El funcionamiento de nuestro sistema político en el último tiempo revela problemas profundos. Muestra, primero, las dificultades de gobernar cuando el Presidente carece de mayoría en ambas cámaras y tiene baja aprobación. Segundo, muestra la incapacidad de los partidos de ordenar a sus huestes. Y, tal vez lo más grave, revela desconsideración por las reglas de parte de los parlamentarios, es decir, de quienes están llamados a definirlas, al punto que se habla de un parlamentarismo de facto.
La coalición de gobierno ha quedado fragmentada, lo que se agrega a una oposición que también venía fragmentada. La pregunta, para lo que viene, es cómo se hace política cuando el Gobierno, incapaz de dirigir la agenda, no funciona como gobierno; las coaliciones, incapaces de consensos internos, no funcionan como coaliciones; los partidos, incapaces de encauzar sus votos, no funcionan como partidos, y los parlamentarios, indiferentes a las reglas que los rigen, no funcionan como parlamentarios. Así las cosas, ¿quién se sienta con quién, a discutir cuál agenda?
Los incentivos a la popularidad irresponsable y al cortoplacismo han existido siempre. Ya en 1859 John Stuart Mill afirmaba que “en política es casi trivial decir que la opinión pública gobierna el mundo”. Es por ello que se busca, mediante reglas, estructurar la toma de decisiones públicas para que haya responsabilidades claras y contrapesos. Estas reglas no son meras formalidades que vale la pena saltarse cuando amerite; ellas son parte de la esencia de un Estado de Derecho, porque si los políticos pueden decidir cuándo someterse a ellas y cuándo no, su poder se convierte en arbitrario, impredecible y, eventualmente, excesivo.

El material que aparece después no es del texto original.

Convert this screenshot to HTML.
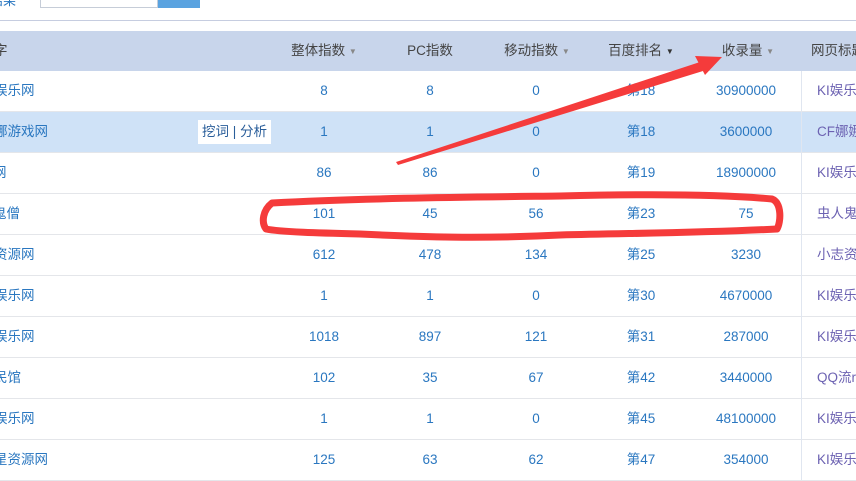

No es casual que el último episodio tenga que ver con pensiones. Mientras estas han sido prioritarias para la gente por décadas, y por razones urgentes, ni este gobierno ni el anterior lograron avanzar con sus reformas. A los ojos del ciudadano medio, el debate político que acompaña la incapacidad de respuesta es sencillamente incomprensible. En tanto, la confianza en el Gobierno, el Congreso y los partidos políticos no llega al 5% (CEP, 2019). Parece cada vez más claro que las reglas del juego político hacen agua.
¿Qué hacer? Bueno, para eso están las constituciones, una de cuyas tareas fundamentales es definir las reglas que dan forma a la política. Ad portas de un proceso constituyente, debiéramos estar hablando de esto, y no solo de cuáles derechos se consagran: ¿Cómo alinear mejor al Gobierno y al Congreso para asegurar la gobernabilidad? ¿Cómo establecer mecanismos institucionales que permitan la resolución de conflictos graves? ¿Cómo hacer que quienes toman decisiones sean responsables de ellas? ¿Cómo fortalecer a los partidos? ¿Cómo fomentar la participación y la representación, y así mejorar la legitimidad del sistema?
El sector que más ha defendido la actual Constitución hoy es golpeado por su mal funcionamiento. Antes, les tocó a otros. La Constitución, entendida como las reglas de la política, debe cambiarse con urgencia. El desafío es enorme, pero no puede ser más importante.